I tanned the snakeskin with a commercial product called 'Reptan', and mounted the hide on an eight foot long eighteen inch wide shellaced pine board with a routed edge. I shellaced the skin, and hung the board on the wall above a large window in our den. Stretched out and mounted, the skin measured seven and a half feet long, and sixteen inches wide in the center. The rattle had thirteen segments before it broke off. It's the largest rattlesnake skin I've ever seen, and I still have it. It's now on the garage wall of our new house, my wife (for some odd reason) didn't want it in the house!

I stopped hunting quite a few years ago. I haven't hunted since 1995, when my daughter was born. I was thirty-five years old, and the miracle of a child had a profound impact on me. I lost all desire to take life, even if I was going to eat the animals I killed (which I always did). I certainly could hunt again in a survival situation, but not as a 'hobby'. For me, it was the hunt that I enjoyed most, not the kill. I find that same enjoyment with a camera or binoculars now days.

16

I used to play with snakes. My cousins taught me the game of hunting them with a flashlight and a stick.

They were nuts.

We'd capture the snakes, then fling them at each other, laughing.

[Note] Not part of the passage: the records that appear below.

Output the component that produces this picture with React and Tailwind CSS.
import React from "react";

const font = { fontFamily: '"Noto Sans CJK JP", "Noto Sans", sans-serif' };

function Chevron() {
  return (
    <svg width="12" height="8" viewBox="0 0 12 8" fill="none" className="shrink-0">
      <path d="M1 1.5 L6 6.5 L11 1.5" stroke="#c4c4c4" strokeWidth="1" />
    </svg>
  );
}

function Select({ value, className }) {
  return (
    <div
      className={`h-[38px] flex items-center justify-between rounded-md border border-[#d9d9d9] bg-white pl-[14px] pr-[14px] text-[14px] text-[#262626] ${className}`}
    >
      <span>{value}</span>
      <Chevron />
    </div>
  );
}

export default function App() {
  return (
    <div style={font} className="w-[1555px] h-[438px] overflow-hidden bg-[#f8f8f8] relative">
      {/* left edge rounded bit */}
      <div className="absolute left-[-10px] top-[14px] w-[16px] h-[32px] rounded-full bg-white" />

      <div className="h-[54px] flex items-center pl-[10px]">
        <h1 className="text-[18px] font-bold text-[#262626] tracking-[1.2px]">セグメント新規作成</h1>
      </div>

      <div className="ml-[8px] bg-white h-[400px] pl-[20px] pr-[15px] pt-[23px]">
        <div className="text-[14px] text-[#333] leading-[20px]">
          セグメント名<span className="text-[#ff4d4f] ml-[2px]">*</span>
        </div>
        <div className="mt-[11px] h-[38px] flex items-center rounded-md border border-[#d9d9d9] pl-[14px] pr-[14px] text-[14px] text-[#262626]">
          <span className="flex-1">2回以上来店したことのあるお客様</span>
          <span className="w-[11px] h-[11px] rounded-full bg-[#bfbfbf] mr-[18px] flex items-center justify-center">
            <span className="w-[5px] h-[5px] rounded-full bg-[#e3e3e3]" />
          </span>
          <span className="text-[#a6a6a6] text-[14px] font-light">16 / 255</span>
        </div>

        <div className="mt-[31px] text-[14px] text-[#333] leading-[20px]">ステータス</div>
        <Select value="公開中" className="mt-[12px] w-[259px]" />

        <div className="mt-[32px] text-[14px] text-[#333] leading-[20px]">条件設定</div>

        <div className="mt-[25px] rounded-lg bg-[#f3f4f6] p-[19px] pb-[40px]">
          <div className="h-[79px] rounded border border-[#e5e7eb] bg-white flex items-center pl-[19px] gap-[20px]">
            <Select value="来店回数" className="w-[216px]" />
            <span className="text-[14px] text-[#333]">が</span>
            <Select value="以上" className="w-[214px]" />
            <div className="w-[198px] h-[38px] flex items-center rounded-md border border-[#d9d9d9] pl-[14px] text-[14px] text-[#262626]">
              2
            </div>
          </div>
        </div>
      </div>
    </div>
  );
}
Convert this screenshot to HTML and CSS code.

Idiot things I used to do.

17

I'm good. Feel a bit flu like but back to clearing land. I've taken to banging a sledge hammer on nearby rocks to scare them off.

18

Glad to hear it Grumpy! Wade,that's the way to eat RS. Like you I'll kill 'em if livestock or dogs might get bitten,but I never feel good about it.

19

Not much threat of venomous snakes here in Andalucia Spain but, man, the terrain sure doesn't lend it self to working in sandals! And that was the third time bit? I'll be polite and so I hope 3rd time's the charm.

20

Glad you’re healing up. Down here, Copperheads are kinda shy, they’d rather run than fight. And they’re different to your Copperheads. Speaking of down here, we’ve got something like 15 of the top 20 venomous snakes in the world..(not too sure exactly). Always careful !!

21

When I saw “snakebite,” I didn’t even have to look to see who posted it.

So far, Grump, you’re some combination of immortal and simply disdainful of pain and injury. May that combination last till you learn fear and caution...like the rest of us mortals.

22

When I saw “snakebite,” I didn’t even have to look to see who posted it.

So far, Grump, you’re some combination of immortal and simply disdainful of pain and injury. May that combination last till you learn fear and caution...like the rest of us mortals.

– Proteus

100% this.

23

When I saw “snakebite,” I didn’t even have to look to see who posted it.

So far, Grump, you’re some combination of immortal and simply disdainful of pain and injury. May that combination last till you learn fear and caution...like the rest of us mortals.

– Proteus

Has he talk about the bears in his backyard?

24

We live in southeast Arizona, in Mojave rattlesnake country. We typically shoot 10+ a year, in out yard and where we walk the dogs. We live on the edge of the desert on the shore of a dry lake, the Willcox Playa.

We lost a lovely cat to a rattlesnake bit once.

Mohaves are aggressive and have a neurotoxin poison

25

We live in southeast Arizona, in Mojave rattlesnake country. We typically shoot 10+ a year, in out yard and where we walk the dogs. We live on the edge of the desert on the shore of a dry lake, the Willcox Playa.

We lost a lovely cat to a rattlesnake bit once.

Mohaves are aggressive and have a neurotoxin poison

– WinnieThomas

On the toxicity scale, Mohaves are #1. Diamondbacks are most dangerous due to the high volume of venom delivered, they're being larger snakes but not particularly their toxicity. They're all to be avoided at all costs though!